Drew Endy and his Stanford University team's transcriptors could be the biological equivalent of digital transistors, which transformed electrical engineering in the 1950s and gave birth to Silicon Valley. Like transistors, transcriptors are on-and-off switches, gatekeepers or “gates” of information input, storage, and output. Transcriptors give cells already programmed to store and transmit information a “brain,” a system of logic governing the way they deal with that information.

Endy's research group made their transcriptors out of DNA, put them into Escherichia coli, and used traditional computer-based Boolean language to tell the computerized cells what to do. As a proof of concept, the cells were instructed to change color with encoded fluorescent proteins— turn green if both enzyme A and enzyme B were inside the cell or red if either enzyme A or B were present— which they did on command.

It's not that bacteria aren't already little computers; just ask IBM scientists such as Yuhai Tu, who are studying E. coli to help them design faster and more efficient computing machines. But instead of following their own instincts, which generally revolve around food, danger, and sex (of a sort), microbes in the employ of bioengineers will be programmed and deployed by the billions to seek out and neutralize toxic waste, arm plants with a nitrogen-fixing capability, synthesize biofuels and medicines, and perhaps even roam our bodies searching for and killing cancer cells.

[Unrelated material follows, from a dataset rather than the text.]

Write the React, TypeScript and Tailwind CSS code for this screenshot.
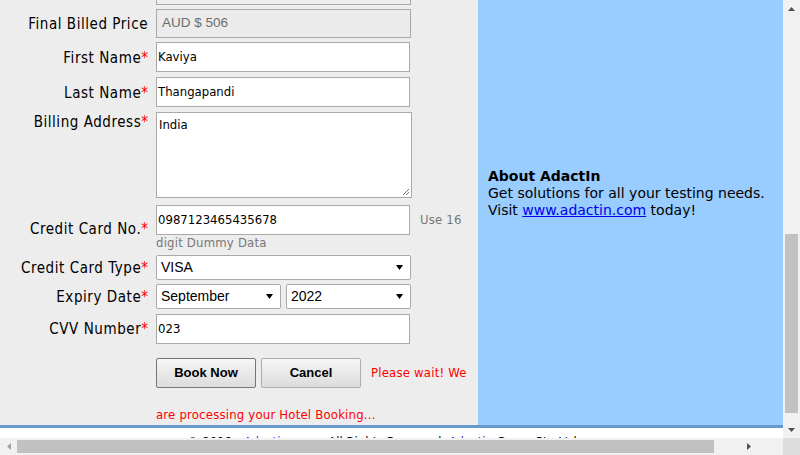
import React from "react";

const lbl = "font-['DejaVu_Sans_Condensed','DejaVu_Sans',sans-serif] text-[15px] tracking-[0.55px] text-black";
const val = "font-['DejaVu_Sans_Condensed','DejaVu_Sans',sans-serif] text-[13px] text-black";
const note = "font-['DejaVu_Sans_Condensed','DejaVu_Sans',sans-serif] text-[13px] tracking-[0.2px]";
const arial = "font-['Liberation_Sans',Arial,sans-serif]";

function Label({ text, req = true }: { text: string; req?: boolean }) {
  return (
    <span className={lbl}>
      {text}
      {req && <span className="text-[#ff0000] tracking-normal">*</span>}
    </span>
  );
}

function Caret() {
  return (
    <svg width="7" height="5" viewBox="0 0 7 5" className="shrink-0">
      <path d="M0 0H7L3.5 5Z" fill="#000" />
    </svg>
  );
}

function Select({ value, w }: { value: string; w: string }) {
  return (
    <div className={`${w} h-[25px] bg-white border border-[#a9a9a9] rounded-[2px] flex items-center pl-[4px] pr-[7px] justify-between`}>
      <span className={`${arial} text-[14px] text-black`}>{value}</span>
      <Caret />
    </div>
  );
}

function Input({ value }: { value: string }) {
  return (
    <div className="w-[254px] h-[30px] bg-white border border-[#a9a9a9] flex items-center pl-[1px]">
      <span className={val}>{value}</span>
    </div>
  );
}

export default function App() {
  return (
    <div className="w-[800px] h-[455px] overflow-hidden flex flex-col bg-white">
      <div className="flex h-[438px]">
        {/* page content */}
        <div className="w-[783px] flex flex-col overflow-hidden">
          <div className="flex h-[425px]">
            {/* left form */}
            <div className="w-[478px] bg-[#ededed] flex flex-col">
              <div className="flex">
                <div className="w-[148px]" />
                <div className="ml-[8px] w-[255px] h-[5px] border-x border-b border-[#a9a9a9]" />
              </div>

              <div className="flex items-center mt-[4px] h-[29px]">
                <div className="w-[148px] text-right">
                  <Label text="Final Billed Price" req={false} />
                </div>
                <div className="ml-[8px] w-[255px] h-[29px] bg-[#ebebeb] border border-[#a9a9a9] flex items-center pl-[5px]">
                  <span className={`${arial} text-[13.5px] text-[#6d6d6d]`}>AUD $ 506</span>
                </div>
              </div>

              <div className="flex items-center mt-[4px] h-[30px]">
                <div className="w-[148px] text-right"><Label text="First Name" /></div>
                <div className="ml-[8px]"><Input value="Kaviya" /></div>
              </div>

              <div className="flex items-center mt-[5px] h-[30px]">
                <div className="w-[148px] text-right"><Label text="Last Name" /></div>
                <div className="ml-[8px]"><Input value="Thangapandi" /></div>
              </div>

              <div className="flex items-start mt-[5px] h-[86px]">
                <div className="w-[148px] text-right leading-[18px]"><Label text="Billing Address" /></div>
                <div className={`ml-[8px] relative w-[256px] h-[86px] bg-white border border-[#a9a9a9] pl-[2px] pt-[4px] ${val} leading-[16px]`}>
                  India
                  <svg width="8" height="8" viewBox="0 0 8 8" className="absolute right-[1px] bottom-[1px]">
                    <path d="M7 1L1 7M7 4L4 7" stroke="#777" strokeWidth="1" />
                  </svg>
                </div>
              </div>

              <div className="flex items-center mt-[7px] h-[46px]">
                <div className="w-[148px] text-right"><Label text="Credit Card No." /></div>
                <div className="ml-[8px] flex flex-col h-[46px]">
                  <div className="flex items-center">
                    <Input value="0987123465435678" />
                    <span className={`${note} text-[#777] ml-[10px]`}>Use 16</span>
                  </div>
                  <span className={`${note} text-[#777] leading-[16px]`}>digit Dummy Data</span>
                </div>
              </div>

              <div className="flex items-center mt-[4px] h-[25px]">
                <div className="w-[148px] text-right"><Label text="Credit Card Type" /></div>
                <div className="ml-[8px]"><Select value="VISA" w="w-[255px]" /></div>
              </div>

              <div className="flex items-center mt-[4px] h-[25px]">
                <div className="w-[148px] text-right"><Label text="Expiry Date" /></div>
                <div className="ml-[8px] flex gap-[5px]">
                  <Select value="September" w="w-[125px]" />
                  <Select value="2022" w="w-[125px]" />
                </div>
              </div>

              <div className="flex items-center mt-[4px] h-[31px]">
                <div className="w-[148px] text-right"><Label text="CVV Number" /></div>
                <div className="ml-[8px]"><Input value="023" /></div>
              </div>

              <div className="flex flex-col mt-[14px] ml-[156px]">
                <div className="flex items-center h-[30px]">
                  <div className={`w-[100px] h-[30px] rounded-[2px] border border-[#767676] bg-gradient-to-b from-[#f6f6f6] to-[#dcdcdc] flex items-center justify-center ${arial} font-bold text-[13px] text-black`}>
                    Book Now
                  </div>
                  <div className={`ml-[5px] w-[100px] h-[30px] rounded-[2px] border border-[#adadad] bg-gradient-to-b from-[#f6f6f6] to-[#dcdcdc] flex items-center justify-center ${arial} font-bold text-[13px] text-black`}>
                    Cancel
                  </div>
                  <span className={`${note} text-[#ff0000] ml-[10px]`}>Please wait! We</span>
                </div>
                <span className={`${note} text-[#ff0000] mt-[19px] leading-[16px]`}>are processing your Hotel Booking...</span>
              </div>
            </div>

            {/* right blue panel */}
            <div className="flex-1 bg-[#99ccff] pl-[10px] pt-[168px] font-['DejaVu_Sans',Verdana,sans-serif] text-[14px] leading-[17px] text-black">
              <div className="font-bold">About AdactIn</div>
              <div>Get solutions for all your testing needs.</div>
              <div>
                Visit <span className="text-[#0000ee] underline">www.adactin.com</span> today!
              </div>
            </div>
          </div>
          <div className="h-[3px] bg-[#6699cc]" />
          <div className="flex-1 bg-white overflow-hidden pl-[187px] pt-[6px]">
            <div className={`${val} leading-[16px] whitespace-nowrap`}>
              © 2018 - <span className="text-[#3333ee]">Adactin.com</span> - All Rights Reserved. <span className="text-[#551a8b]">Adactin</span> Group Pty Ltd
            </div>
          </div>
        </div>

        {/* vertical scrollbar */}
        <div className="w-[17px] bg-[#f1f1f1] flex flex-col">
          <div className="h-[17px] flex items-center justify-center">
            <svg width="7" height="4" viewBox="0 0 7 4"><path d="M3.5 0L7 4H0Z" fill="#505050" /></svg>
          </div>
          <div className="flex-1 flex flex-col px-[2px]">
            <div className="mt-[217px] h-[179px] bg-[#c1c1c1]" />
          </div>
          <div className="h-[17px] flex items-center justify-center">
            <svg width="7" height="4" viewBox="0 0 7 4"><path d="M0 0H7L3.5 4Z" fill="#505050" /></svg>
          </div>
        </div>
      </div>

      {/* horizontal scrollbar */}
      <div className="flex h-[17px]">
        <div className="w-[783px] bg-[#f1f1f1] flex items-center">
          <div className="w-[17px] flex items-center justify-center">
            <svg width="4" height="7" viewBox="0 0 4 7"><path d="M4 0V7L0 3.5Z" fill="#a3a3a3" /></svg>
          </div>
          <div className="w-[697px] h-[13px] bg-[#c1c1c1]" />
          <div className="flex-1 flex items-center justify-center">
            <svg width="4" height="7" viewBox="0 0 4 7"><path d="M0 0V7L4 3.5Z" fill="#505050" /></svg>
          </div>
        </div>
        <div className="w-[17px] bg-[#dcdcdc]" />
      </div>
    </div>
  );
}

The Endy team isn't the only group stuffing microbes with synthetic logic and memory circuits; Timothy K. Lu's and Christopher A. Voigt's bioengineering teams—both at the Massachusetts Institute of Technology—are doing the same. However, as of this writing, only the Endy group's transcriptors are “robust enough to make a family of low-power logic gates within single cells and allow the gates to power each other if needed,” according to Arkin, who calls their work a “great step forward.”

“After years of working with E. coli, you'd expect that manipulating its genes would be straightforward, but it's not,” says Endy who, along with Arkin, codirects the International Open Facility Advancing Biotechnology (BIOFAB), launched in 2009 and charged with creating standard biological “parts,” including DNA sequences that control gene expression, or promoters, and ribosome binding sites (RBS).

Until recently, scientists trying to make a protein in E. coli had only a 50-percent chance of success. “Such hit-or-miss expression is unacceptable for synthetic biologists who need to engineer circuits involving dozens and eventually even hundreds of genes,” says Endy.

“The standard parts we've been using were imprecise and unpredictable and their performance inconsistent in changing genetic contexts. Every project has been a one-off,” adds Vivek Mutalik from the Lawrence Berkeley National Laboratory, in California, and BIOFAB team leader.

Mutalik's BIOFAB group came up with an ingenious way to more precisely control E. coli gene activity. They adapted a complicated natural genetic architecture for RBS that ensures uniform activity, regardless of the genes with which they're paired. “We were humbled yet excited to find that a more complicated physical architecture— one developed by evolution—encoded the functional simplicity we sought for engineering,” according to Mutalik.

For their next act, these researchers developed “an easy-to-deploy mathematical framework that can score the intrinsic activities of various genetic elements—promoters and RBS sequences, for example—and determine [whether] and by how much they vary across changing contexts,” says Arkin, who expects individual researchers to share their findings.

Indeed, data sharing is a priority for BIOFAB, whose members have collectively produced thousands of high-quality standardized DNA sequences and made them available free online at  www.biofab.org. Transcriptors have also been contributed to the public domain (see  www.biobricks.org/bpa).

Endy assures us that he, Arkin, and Mutalik are not antievolution; rather, they try to “transcend it via an embraceand-extend approach.”